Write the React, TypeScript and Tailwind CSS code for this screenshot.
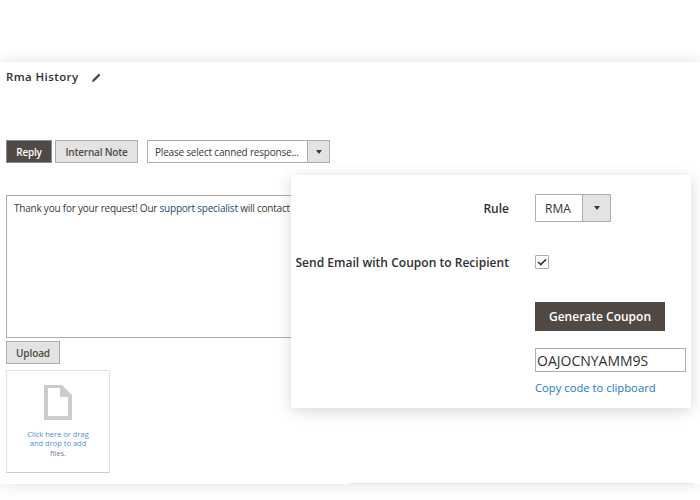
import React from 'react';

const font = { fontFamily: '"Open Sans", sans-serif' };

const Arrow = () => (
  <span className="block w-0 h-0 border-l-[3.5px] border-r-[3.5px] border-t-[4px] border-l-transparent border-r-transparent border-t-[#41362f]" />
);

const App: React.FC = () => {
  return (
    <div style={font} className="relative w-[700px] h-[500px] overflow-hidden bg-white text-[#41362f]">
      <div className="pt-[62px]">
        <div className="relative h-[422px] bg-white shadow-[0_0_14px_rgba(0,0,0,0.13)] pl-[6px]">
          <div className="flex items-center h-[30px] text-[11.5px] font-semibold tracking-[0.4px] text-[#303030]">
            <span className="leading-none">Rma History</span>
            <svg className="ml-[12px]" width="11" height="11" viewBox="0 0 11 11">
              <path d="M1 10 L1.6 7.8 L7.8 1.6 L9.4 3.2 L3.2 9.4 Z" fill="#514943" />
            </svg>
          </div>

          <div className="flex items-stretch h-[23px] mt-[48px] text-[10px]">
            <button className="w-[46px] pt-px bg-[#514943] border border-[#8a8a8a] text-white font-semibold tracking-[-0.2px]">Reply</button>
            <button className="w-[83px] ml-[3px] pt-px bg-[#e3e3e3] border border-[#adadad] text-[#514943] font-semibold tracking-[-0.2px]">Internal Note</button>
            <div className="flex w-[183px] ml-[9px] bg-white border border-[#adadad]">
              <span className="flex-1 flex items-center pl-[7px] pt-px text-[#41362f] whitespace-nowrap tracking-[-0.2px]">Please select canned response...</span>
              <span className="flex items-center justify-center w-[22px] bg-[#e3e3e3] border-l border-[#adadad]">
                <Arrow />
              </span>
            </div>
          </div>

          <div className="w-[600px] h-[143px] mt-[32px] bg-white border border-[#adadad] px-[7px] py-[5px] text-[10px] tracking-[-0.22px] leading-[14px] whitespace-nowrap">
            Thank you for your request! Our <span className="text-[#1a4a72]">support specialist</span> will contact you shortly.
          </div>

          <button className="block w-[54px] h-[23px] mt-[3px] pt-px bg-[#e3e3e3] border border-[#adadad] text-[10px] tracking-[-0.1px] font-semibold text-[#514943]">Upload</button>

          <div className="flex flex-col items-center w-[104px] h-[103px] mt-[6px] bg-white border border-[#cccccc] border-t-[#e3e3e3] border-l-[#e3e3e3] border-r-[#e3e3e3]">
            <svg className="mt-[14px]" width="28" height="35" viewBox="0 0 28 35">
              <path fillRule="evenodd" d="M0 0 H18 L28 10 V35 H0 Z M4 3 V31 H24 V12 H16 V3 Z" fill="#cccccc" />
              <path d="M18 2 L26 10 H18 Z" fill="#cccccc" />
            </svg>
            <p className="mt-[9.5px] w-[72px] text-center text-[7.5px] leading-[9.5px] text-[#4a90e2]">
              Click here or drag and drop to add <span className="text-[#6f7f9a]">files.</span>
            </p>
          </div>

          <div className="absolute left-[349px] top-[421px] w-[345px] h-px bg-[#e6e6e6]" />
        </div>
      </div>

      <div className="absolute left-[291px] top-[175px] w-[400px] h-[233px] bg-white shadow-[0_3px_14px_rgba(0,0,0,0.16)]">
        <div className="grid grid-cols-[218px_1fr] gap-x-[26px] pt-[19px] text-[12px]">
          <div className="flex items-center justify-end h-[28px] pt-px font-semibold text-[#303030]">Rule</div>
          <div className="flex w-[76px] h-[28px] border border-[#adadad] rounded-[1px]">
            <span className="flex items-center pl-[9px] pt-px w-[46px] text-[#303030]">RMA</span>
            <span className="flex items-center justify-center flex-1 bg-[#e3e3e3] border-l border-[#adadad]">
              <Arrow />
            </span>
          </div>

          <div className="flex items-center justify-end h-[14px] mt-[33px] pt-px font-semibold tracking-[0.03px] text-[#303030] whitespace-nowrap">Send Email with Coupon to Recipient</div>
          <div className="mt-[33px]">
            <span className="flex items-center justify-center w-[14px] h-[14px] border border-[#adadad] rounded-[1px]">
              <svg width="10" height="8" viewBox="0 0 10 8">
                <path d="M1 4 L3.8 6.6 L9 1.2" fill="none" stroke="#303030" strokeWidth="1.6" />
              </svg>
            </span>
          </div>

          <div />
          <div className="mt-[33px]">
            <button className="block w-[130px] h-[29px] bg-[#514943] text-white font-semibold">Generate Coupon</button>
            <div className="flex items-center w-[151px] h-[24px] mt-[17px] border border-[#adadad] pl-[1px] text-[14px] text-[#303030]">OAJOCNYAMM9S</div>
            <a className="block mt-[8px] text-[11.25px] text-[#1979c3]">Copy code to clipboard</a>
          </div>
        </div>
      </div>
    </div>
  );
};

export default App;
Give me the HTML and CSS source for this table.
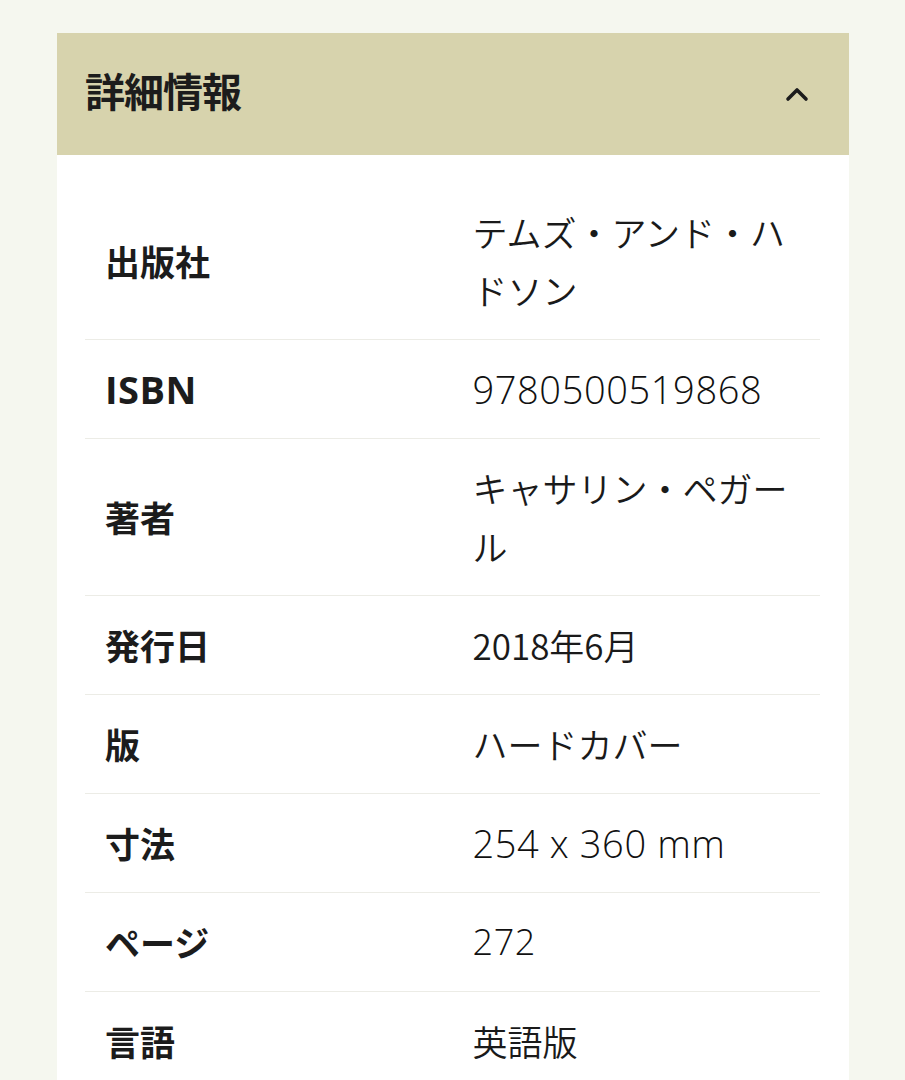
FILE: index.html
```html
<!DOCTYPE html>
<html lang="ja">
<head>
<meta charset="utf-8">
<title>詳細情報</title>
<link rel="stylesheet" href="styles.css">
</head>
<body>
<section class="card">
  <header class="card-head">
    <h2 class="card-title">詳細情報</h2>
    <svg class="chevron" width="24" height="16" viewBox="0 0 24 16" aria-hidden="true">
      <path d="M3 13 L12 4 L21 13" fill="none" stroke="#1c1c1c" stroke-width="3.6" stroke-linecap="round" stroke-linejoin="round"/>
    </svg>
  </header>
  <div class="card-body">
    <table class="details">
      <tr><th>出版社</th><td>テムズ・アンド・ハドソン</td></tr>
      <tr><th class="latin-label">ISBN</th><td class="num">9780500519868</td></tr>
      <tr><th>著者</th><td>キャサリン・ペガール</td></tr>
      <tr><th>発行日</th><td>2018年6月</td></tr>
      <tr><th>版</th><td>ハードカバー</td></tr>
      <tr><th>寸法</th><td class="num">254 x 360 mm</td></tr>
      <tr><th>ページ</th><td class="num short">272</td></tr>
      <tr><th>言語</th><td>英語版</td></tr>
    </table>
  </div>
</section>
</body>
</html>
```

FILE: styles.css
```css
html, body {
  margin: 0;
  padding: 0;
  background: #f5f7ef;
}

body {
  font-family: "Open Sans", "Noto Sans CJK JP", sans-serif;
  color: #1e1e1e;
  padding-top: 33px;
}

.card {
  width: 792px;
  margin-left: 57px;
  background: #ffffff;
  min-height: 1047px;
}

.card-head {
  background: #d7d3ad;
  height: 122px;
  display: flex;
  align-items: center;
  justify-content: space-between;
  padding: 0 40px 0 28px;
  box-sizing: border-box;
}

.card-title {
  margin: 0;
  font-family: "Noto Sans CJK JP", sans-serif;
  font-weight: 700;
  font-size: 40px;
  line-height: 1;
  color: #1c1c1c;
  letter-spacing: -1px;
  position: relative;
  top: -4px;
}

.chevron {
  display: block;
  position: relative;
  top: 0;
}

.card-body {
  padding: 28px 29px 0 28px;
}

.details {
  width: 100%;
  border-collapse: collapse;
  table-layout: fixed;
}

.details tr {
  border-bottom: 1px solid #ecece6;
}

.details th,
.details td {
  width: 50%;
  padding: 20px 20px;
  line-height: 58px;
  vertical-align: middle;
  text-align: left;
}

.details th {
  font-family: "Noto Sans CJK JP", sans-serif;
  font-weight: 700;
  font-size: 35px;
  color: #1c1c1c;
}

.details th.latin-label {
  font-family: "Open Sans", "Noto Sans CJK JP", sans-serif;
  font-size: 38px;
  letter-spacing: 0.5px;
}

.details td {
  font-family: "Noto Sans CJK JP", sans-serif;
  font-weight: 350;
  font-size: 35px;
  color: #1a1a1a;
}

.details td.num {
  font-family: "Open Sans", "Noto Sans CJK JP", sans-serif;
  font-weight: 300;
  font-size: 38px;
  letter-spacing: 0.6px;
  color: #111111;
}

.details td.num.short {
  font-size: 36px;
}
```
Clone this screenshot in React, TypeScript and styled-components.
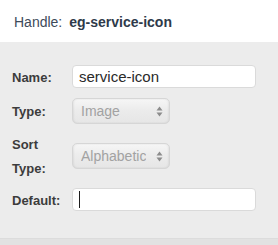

──────────────────────────────

Which lines hold the word "table"? Copy all of them.

Give me the HTML and CSS source for this table.
    <table class="details">
    </table>
  table-layout: fixed;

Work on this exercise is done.